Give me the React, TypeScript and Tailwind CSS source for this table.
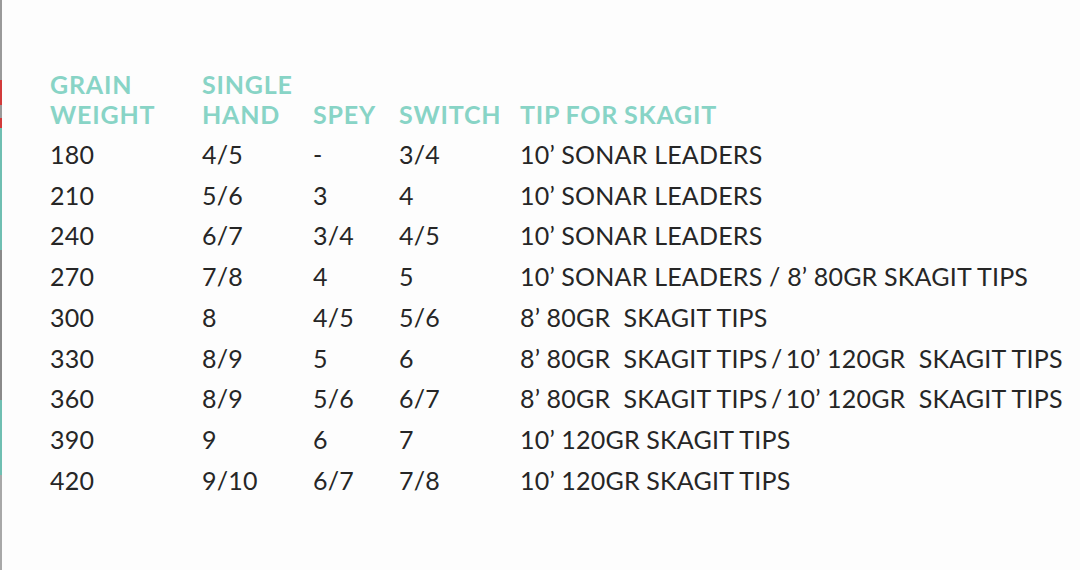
const rows = [
  ["180", "4/5", "-", "3/4", "10’ SONAR LEADERS"],
  ["210", "5/6", "3", "4", "10’ SONAR LEADERS"],
  ["240", "6/7", "3/4", "4/5", "10’ SONAR LEADERS"],
  ["270", "7/8", "4", "5", "10’ SONAR LEADERS / 8’ 80GR SKAGIT TIPS"],
  ["300", "8", "4/5", "5/6", "8’ 80GR  SKAGIT TIPS"],
  ["330", "8/9", "5", "6", "8’ 80GR  SKAGIT TIPS\u2009/\u200910’ 120GR  SKAGIT TIPS"],
  ["360", "8/9", "5/6", "6/7", "8’ 80GR  SKAGIT TIPS\u2009/\u200910’ 120GR  SKAGIT TIPS"],
  ["390", "9", "6", "7", "10’ 120GR SKAGIT TIPS"],
  ["420", "9/10", "6/7", "7/8", "10’ 120GR SKAGIT TIPS"],
]

const edge = [
  { h: "h-[80px]", c: "bg-[#9a9a9a]" },
  { h: "h-[25px]", c: "bg-[#d23a3a]" },
  { h: "h-[13px]", c: "bg-[#9a9a9a]" },
  { h: "h-[10px]", c: "bg-[#d23a3a]" },
  { h: "h-[122px]", c: "bg-[#6fbfb2]" },
  { h: "h-[150px]", c: "bg-[#8a8a8a]" },
  { h: "h-[75px]", c: "bg-[#6fbfb2]" },
  { h: "h-[95px]", c: "bg-[#a8a8a8]" },
]

export default function App() {
  return (
    <div
      className="flex w-[1080px] h-[570px] bg-[#fdfdfd] overflow-hidden"
      style={{ fontFamily: "Lato, 'Open Sans', sans-serif" }}
    >
      <div className="flex flex-col w-[2px] shrink-0">
        {edge.map((e, i) => (
          <div key={i} className={`${e.h} ${e.c}`} />
        ))}
      </div>

      <div className="pl-[48px] pt-[69px]">
        <div className="grid grid-cols-[152px_111px_86px_121px_auto] items-end text-[25px] leading-[30px] font-bold text-[#88d4c6] tracking-[0.8px]">
          <div>
            GRAIN
            <br />
            WEIGHT
          </div>
          <div>
            SINGLE
            <br />
            HAND
          </div>
          <div>SPEY</div>
          <div>SWITCH</div>
          <div className="[word-spacing:-1px]">TIP FOR SKAGIT</div>
        </div>

        <div className="mt-[5px] grid grid-cols-[152px_111px_86px_121px_auto] text-[25px] leading-[40.7px] text-[#262626] tracking-[0.2px]">
          {rows.map((r, i) =>
            r.map((cell, j) => (
              <div key={`${i}-${j}`} className="whitespace-pre">
                {cell}
              </div>
            ))
          )}
        </div>
      </div>
    </div>
  )
}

### TASK STATEMENT
All of the lines above should be printed exactly, minus the pictures.

### EXERCISE OUTPUT
Give me the React, TypeScript and Tailwind CSS source for this table.
const rows = [
  ["180", "4/5", "-", "3/4", "10’ SONAR LEADERS"],
  ["210", "5/6", "3", "4", "10’ SONAR LEADERS"],
  ["240", "6/7", "3/4", "4/5", "10’ SONAR LEADERS"],
  ["270", "7/8", "4", "5", "10’ SONAR LEADERS / 8’ 80GR SKAGIT TIPS"],
  ["300", "8", "4/5", "5/6", "8’ 80GR  SKAGIT TIPS"],
  ["330", "8/9", "5", "6", "8’ 80GR  SKAGIT TIPS\u2009/\u200910’ 120GR  SKAGIT TIPS"],
  ["360", "8/9", "5/6", "6/7", "8’ 80GR  SKAGIT TIPS\u2009/\u200910’ 120GR  SKAGIT TIPS"],
  ["390", "9", "6", "7", "10’ 120GR SKAGIT TIPS"],
  ["420", "9/10", "6/7", "7/8", "10’ 120GR SKAGIT TIPS"],
]

const edge = [
  { h: "h-[80px]", c: "bg-[#9a9a9a]" },
  { h: "h-[25px]", c: "bg-[#d23a3a]" },
  { h: "h-[13px]", c: "bg-[#9a9a9a]" },
  { h: "h-[10px]", c: "bg-[#d23a3a]" },
  { h: "h-[122px]", c: "bg-[#6fbfb2]" },
  { h: "h-[150px]", c: "bg-[#8a8a8a]" },
  { h: "h-[75px]", c: "bg-[#6fbfb2]" },
  { h: "h-[95px]", c: "bg-[#a8a8a8]" },
]

export default function App() {
  return (
    <div
      className="flex w-[1080px] h-[570px] bg-[#fdfdfd] overflow-hidden"
      style={{ fontFamily: "Lato, 'Open Sans', sans-serif" }}
    >
      <div className="flex flex-col w-[2px] shrink-0">
        {edge.map((e, i) => (
          <div key={i} className={`${e.h} ${e.c}`} />
        ))}
      </div>

      <div className="pl-[48px] pt-[69px]">
        <div className="grid grid-cols-[152px_111px_86px_121px_auto] items-end text-[25px] leading-[30px] font-bold text-[#88d4c6] tracking-[0.8px]">
          <div>
            GRAIN
            <br />
            WEIGHT
          </div>
          <div>
            SINGLE
            <br />
            HAND
          </div>
          <div>SPEY</div>
          <div>SWITCH</div>
          <div className="[word-spacing:-1px]">TIP FOR SKAGIT</div>
        </div>

        <div className="mt-[5px] grid grid-cols-[152px_111px_86px_121px_auto] text-[25px] leading-[40.7px] text-[#262626] tracking-[0.2px]">
          {rows.map((r, i) =>
            r.map((cell, j) => (
              <div key={`${i}-${j}`} className="whitespace-pre">
                {cell}
              </div>
            ))
          )}
        </div>
      </div>
    </div>
  )
}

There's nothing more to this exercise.